Madam Speaker, I want to start by thanking my very good friend, Susan Brooks. Over the past 7 years together we have been involved in many efforts to advance women and girls. It is an honor to work with the gentlewoman.

I thank my other colleagues for the support to bring this bill to the floor. It is a bipartisan, bicameral bill. It is sponsored by Senators Murkowski and Shaheen in the Senate. It is called the Keeping Girls in School Act.

Madam Speaker, I am going to start with a question:

Why should Americans even care that there are 130 million girls around the world who are kept out of school?

That a young girl in a Malawi village is too frightened to walk miles to a secondary school for fear of sexual assault?

Or that a 12-year-old girl in Mozambique is forced to marry and denied schooling?

Or that hundreds of girls are kidnapped from school by Boko Haram terrorists who believe women should be cooks or sex slaves?

Or care about the 14-year-old in Pakistan, Malala Yousafzai, shot in the head by the Taliban because she wanted girls to be educated?

So why should Americans care that there are 130 million girls around the world who are kept out of school?

Madam Speaker, there are 130 million reasons to care. According to the Malala Fund, the international nonprofit organization that fights for girl's education, cofounded by Malala, girls' education strengthens economies and creates jobs.
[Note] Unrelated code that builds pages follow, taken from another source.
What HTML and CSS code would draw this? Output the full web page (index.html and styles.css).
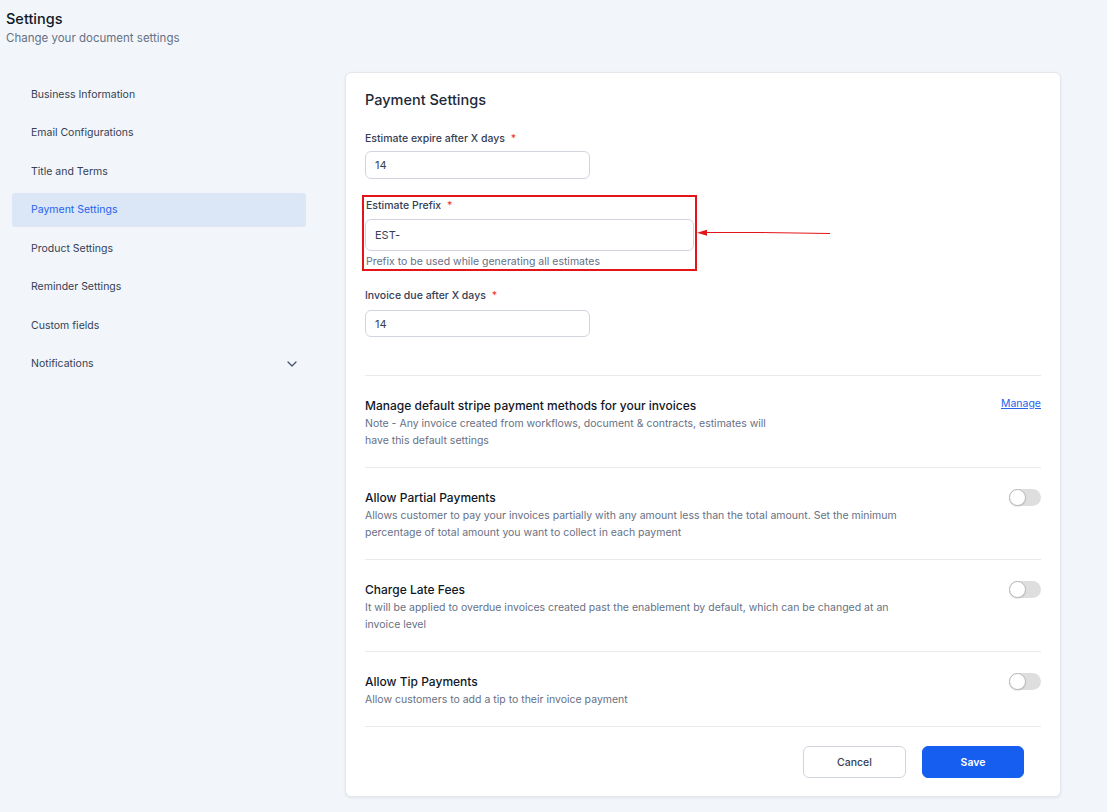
FILE: index.html
```html
<!DOCTYPE html>
<html lang="en">
<head>
<meta charset="utf-8">
<title>Settings</title>
<link rel="stylesheet" href="styles.css">
</head>
<body>
<div class="page">
  <header class="page-header">
    <h1 class="page-title">Settings</h1>
    <p class="page-sub">Change your document settings</p>
  </header>
  <div class="layout">
    <nav class="sidebar">
      <a class="nav-item">Business Information</a>
      <a class="nav-item">Email Configurations</a>
      <a class="nav-item">Title and Terms</a>
      <a class="nav-item active">Payment Settings</a>
      <a class="nav-item">Product Settings</a>
      <a class="nav-item">Reminder Settings</a>
      <a class="nav-item">Custom fields</a>
      <a class="nav-item has-chevron">Notifications
        <svg class="chevron" width="10" height="6" viewBox="0 0 10 6"><path d="M1 1l4 4 4-4" fill="none" stroke="#475467" stroke-width="1.3" stroke-linecap="round" stroke-linejoin="round"/></svg>
      </a>
    </nav>
    <main class="card">
      <h2 class="card-title">Payment Settings</h2>
      <div class="field field-first">
        <label class="label">Estimate expire after X days <span class="req">*</span></label>
        <div class="input input-short">14</div>
      </div>
      <div class="field field-highlight">
        <label class="label">Estimate Prefix <span class="req">*</span></label>
        <div class="input input-long">EST-</div>
        <p class="helper">Prefix to be used while generating all estimates</p>
        <svg class="arrow" width="136" height="10" viewBox="0 0 136 10"><path d="M8 4.5 L64 4.5 L133 5.5" fill="none" stroke="#e3151a" stroke-width="1.2"/><polygon points="0,4.8 10,1.8 10,7.8" fill="#e3151a"/></svg>
      </div>
      <div class="field field-last">
        <label class="label">Invoice due after X days <span class="req">*</span></label>
        <div class="input input-short">14</div>
      </div>

      <section class="opt">
        <div class="opt-text">
          <h3 class="opt-title">Manage default stripe payment methods for your invoices</h3>
          <p class="opt-desc narrow">Note - Any invoice created from workflows, document &amp; contracts, estimates will have this default settings</p>
        </div>
        <a class="manage-link">Manage</a>
      </section>
      <section class="opt">
        <div class="opt-text">
          <h3 class="opt-title">Allow Partial Payments</h3>
          <p class="opt-desc">Allows customer to pay your invoices partially with any amount less than the total amount. Set the minimum percentage of total amount you want to collect in each payment</p>
        </div>
        <span class="toggle"><span class="knob"></span></span>
      </section>
      <section class="opt">
        <div class="opt-text">
          <h3 class="opt-title">Charge Late Fees</h3>
          <p class="opt-desc">It will be applied to overdue invoices created past the enablement by default, which can be changed at an invoice level</p>
        </div>
        <span class="toggle"><span class="knob"></span></span>
      </section>
      <section class="opt">
        <div class="opt-text">
          <h3 class="opt-title">Allow Tip Payments</h3>
          <p class="opt-desc">Allow customers to add a tip to their invoice payment</p>
        </div>
        <span class="toggle"><span class="knob"></span></span>
      </section>
      <div class="footer">
        <button class="btn btn-cancel">Cancel</button>
        <button class="btn btn-save">Save</button>
      </div>
    </main>
  </div>
</div>
</body>
</html>
```
FILE: styles.css
```css
* { box-sizing: border-box; }
html, body { margin: 0; padding: 0; }
body {
  background: #f2f6fa;
  font-family: Inter, "Noto Sans", sans-serif;
  color: #101828;
  width: 1107px;
  height: 812px;
  overflow: hidden;
}
.page { padding: 9px 46px 0 6px; }
.page-title {
  margin: 0;
  font-size: 14.5px;
  line-height: 20px;
  font-weight: 500;
  color: #101828;
}
.page-sub {
  margin: 1px 0 0;
  font-size: 11.5px;
  line-height: 16px;
  color: #667085;
}
.layout {
  display: flex;
  align-items: flex-start;
  margin-top: 26px;
}
.sidebar {
  width: 294px;
  margin-left: 6px;
  margin-right: 39px;
  padding-top: 5px;
  display: flex;
  flex-direction: column;
  gap: 4.5px;
}
.nav-item {
  display: flex;
  align-items: center;
  justify-content: space-between;
  height: 34px;
  padding: 0 9px 0 19px;
  font-size: 10.5px;
  color: #344054;
  border-radius: 3px;
}
.nav-item.active {
  background: #dbe7f7;
  color: #2563eb;
}
.chevron { display: block; }

.card {
  position: relative;
  width: 716px;
  height: 725px;
  background: #fff;
  border: 1px solid #e4e7ec;
  border-radius: 6px;
  box-shadow: 0 1px 3px rgba(16, 24, 40, 0.08);
  padding: 17px 19px 0 19px;
}
.card-title {
  margin: 0;
  font-size: 14.5px;
  line-height: 20px;
  font-weight: 500;
  color: #1d2939;
}
.field { margin-top: 20px; }
.label {
  display: block;
  font-size: 10.5px;
  line-height: 16px;
  font-weight: 500;
  color: #344054;
}
.field-first .label { padding-top: 1px; line-height: 16px; }
.field-first .input { margin-top: 4px; }
.req { color: #f04438; margin-left: 3px; }
.input {
  margin-top: 5px;
  height: 28px;
  border: 1px solid #d0d5dd;
  border-radius: 6px;
  padding: 0 9px;
  display: flex;
  align-items: center;
  font-size: 11px;
  color: #344054;
}
.input-short { width: 225px; }
.input-long { width: 329px; height: 32px; margin-top: 5px; }
.field-highlight {
  position: relative;
  width: 335px;
  margin-top: 16px;
  margin-left: -3px;
  border: 2px solid #e3151a;
  padding: 1px 1px 0 1px;
}
.field-highlight .label { padding-left: 1px; }
.helper {
  margin: 4px 0 0;
  padding-left: 1px;
  font-size: 10.5px;
  line-height: 14px;
  color: #667085;
}
.arrow {
  position: absolute;
  left: calc(100% + 2px);
  top: 31px;
}
.field-last { margin-top: 17px; }
.field-last .input { margin-top: 6px; height: 27px; }

.opt {
  display: flex;
  justify-content: space-between;
  align-items: flex-start;
  border-top: 1px solid #e8eaed;
  padding: 21px 0 18px;
}
.field-last + .opt { margin-top: 38px; }
.opt-title {
  margin: 0;
  font-size: 12px;
  line-height: 18px;
  font-weight: 500;
  color: #101828;
}
.opt-desc {
  margin: 0;
  font-size: 10.5px;
  line-height: 17px;
  color: #667085;
  max-width: 545px;
}
.opt-desc.narrow { max-width: 410px; }
.manage-link {
  font-size: 10.5px;
  line-height: 16px;
  color: #2563eb;
  text-decoration: underline;
  margin-top: -1px;
}
.toggle {
  position: relative;
  width: 32px;
  height: 17px;
  border-radius: 9px;
  background: #dedede;
  margin-top: 0;
  flex: none;
}
.knob {
  position: absolute;
  left: 0;
  top: 0;
  width: 17px;
  height: 17px;
  border-radius: 50%;
  background: #fff;
  border: 1px solid #b8b8b8;
  box-shadow: 0 1px 1px rgba(0,0,0,0.1);
}
.footer {
  display: flex;
  justify-content: flex-end;
  gap: 16px;
  border-top: 1px solid #e8eaed;
  padding: 19px 17px 0 0;
}
.btn {
  height: 32px;
  border-radius: 6px;
  font-family: Inter, "Noto Sans", sans-serif;
  font-size: 10.5px;
  cursor: pointer;
}
.btn-cancel {
  width: 103px;
  background: #fff;
  border: 1px solid #d0d5dd;
  color: #344054;
  font-weight: 500;
}
.btn-save {
  width: 102px;
  background: #155eef;
  border: 1px solid #155eef;
  color: #fff;
  font-weight: 600;
}
```
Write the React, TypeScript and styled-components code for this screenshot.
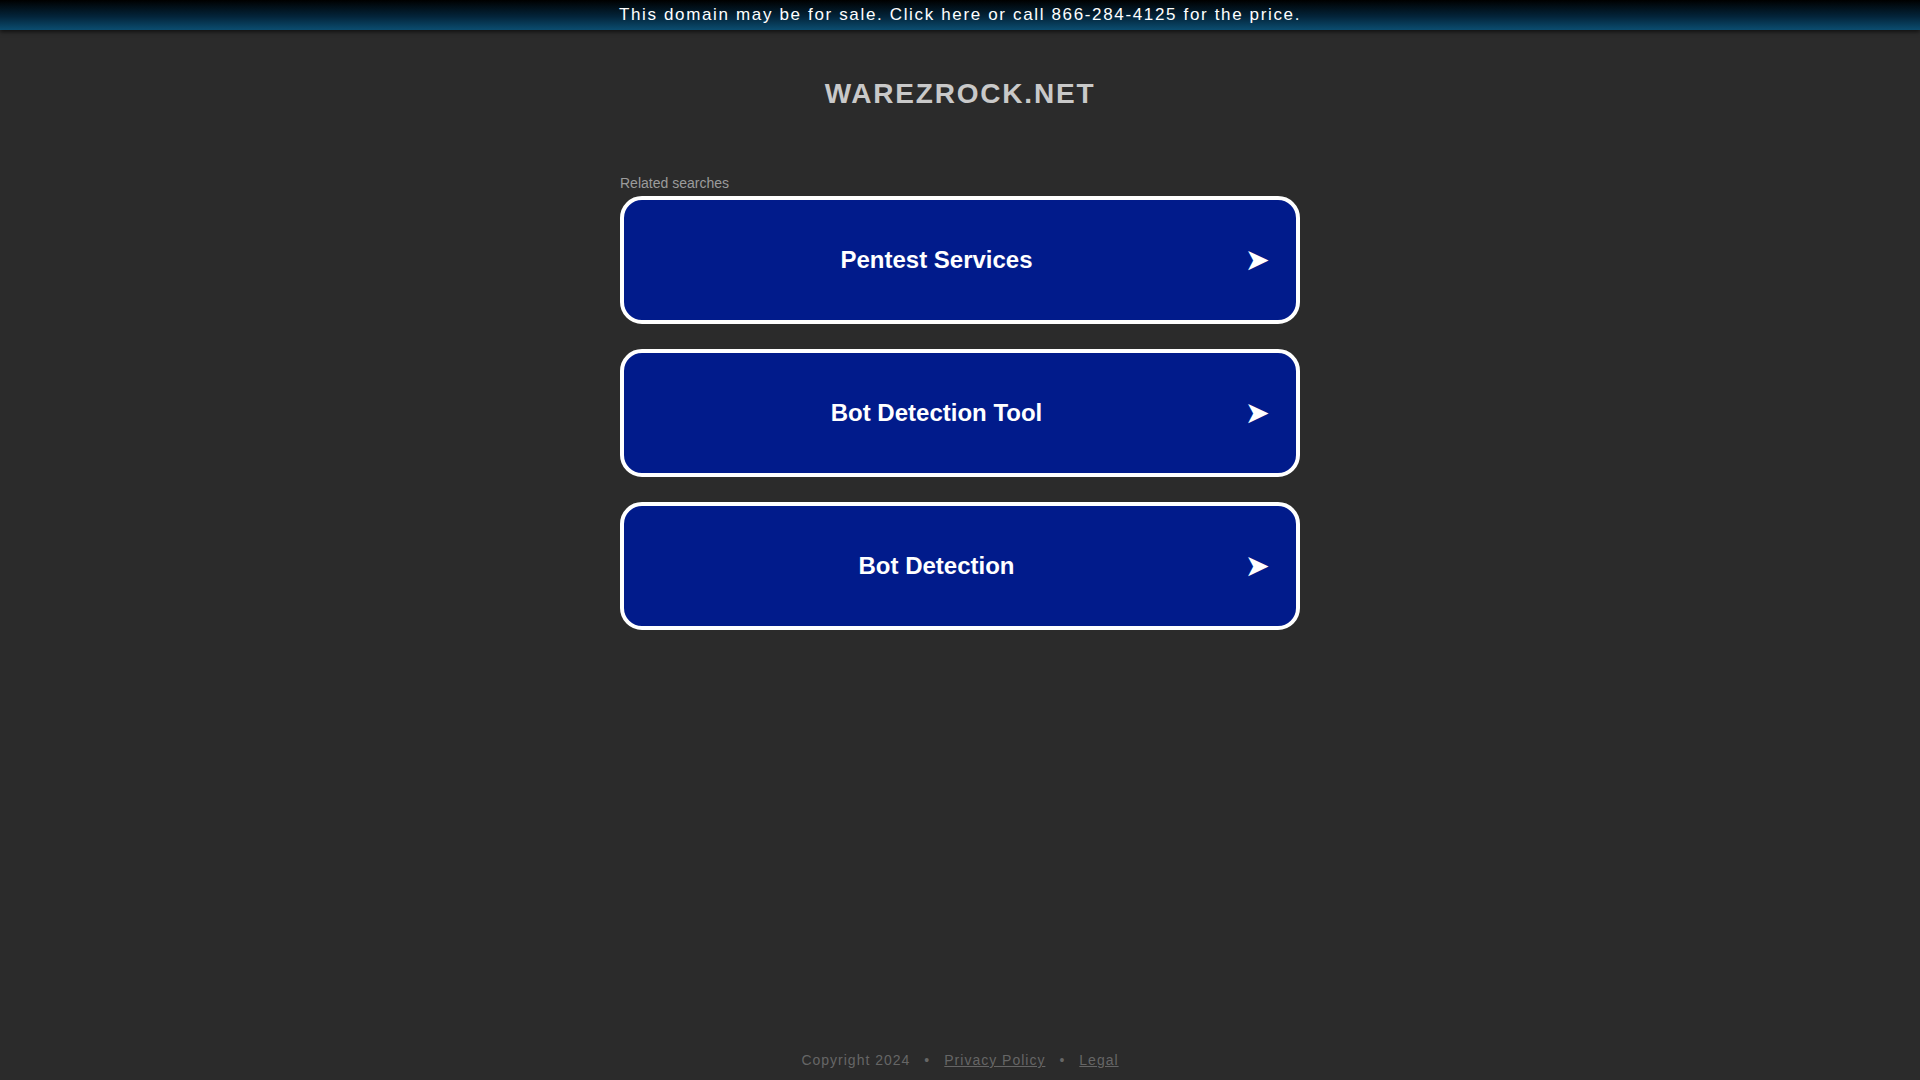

Millions of girls being educated means there are more working women with the potential to add up to trillions of dollars in global growth.

When girls are educated, communities are more stable and can recover faster from conflict. Extremism grows alongside inequality. When a country gives all its children secondary education they cut their risk of war in half.

Educated girls are healthier citizens who raise healthier families. They are less likely to marry young or to contract HIV, and they are more likely to have healthy, educated children. Each additional year of school a girl completes cuts both infant mortality and child marriage rates.

Madam Speaker, when the Keeping Girls in School Act is put into full force, it will mean that countries where girls are educated will be more peaceful, making violent conflicts less likely and countries more prosperous, allowing them to be more self-reliant and participate in international trade. This means a safer and more economically vibrant world.

The Keeping Girls in School Act recognizes the progress made in closing the gender gap for primary education in developing countries like Vietnam, Tunisia, and Nepal, and recognizes that we must do more to advance our young girls around the world.

This legislation focuses on the unique obstacles keeping adolescent girls from accessing quality education at the secondary level. It will give USAID innovative tools and new funding mechanisms to address and reduce barriers that keep girls out of school--barriers like female genital mutilation, sexual violence, HIV infection, family obligations, and lack of safety.

This legislation would also codify and require updates to the U.S. Global Strategy to Empower Adolescent Girls, bringing together civil society organizations, the private sector, and governments around the world to prepare girls to become the leaders of tomorrow.

I am going to end today, Madam Speaker, by paraphrasing a poem about a young girl's plea to her father in Kenya. It goes something like this: Father says to her: You are grown up, and I am going to marry you off. I say: I don't want a husband. Our fathers say: A daughter is good because we marry her off and we get a crate of beer. Our mothers say: A daughter is good; the bridegroom will surely buy us presents. And I, the daughter, say: Mother, father, give me an education because a husband without an education is nothing. Father, look at other communities that have educated their daughters and reap good fruit. Father says: I will take my beloved sons to school and my beloved daughters will look after the cattle. I say: O, father, let the daughter go to school. Educating a girl is educating a nation. Misery will surely be a thing of the past. And goodness will spread like a good aroma. Let's surely then educate the daughter.

Madam Speaker, when our daughters are educated, the world will change for the better.

I urge support of this very good bill, the Keeping Girls in School Act.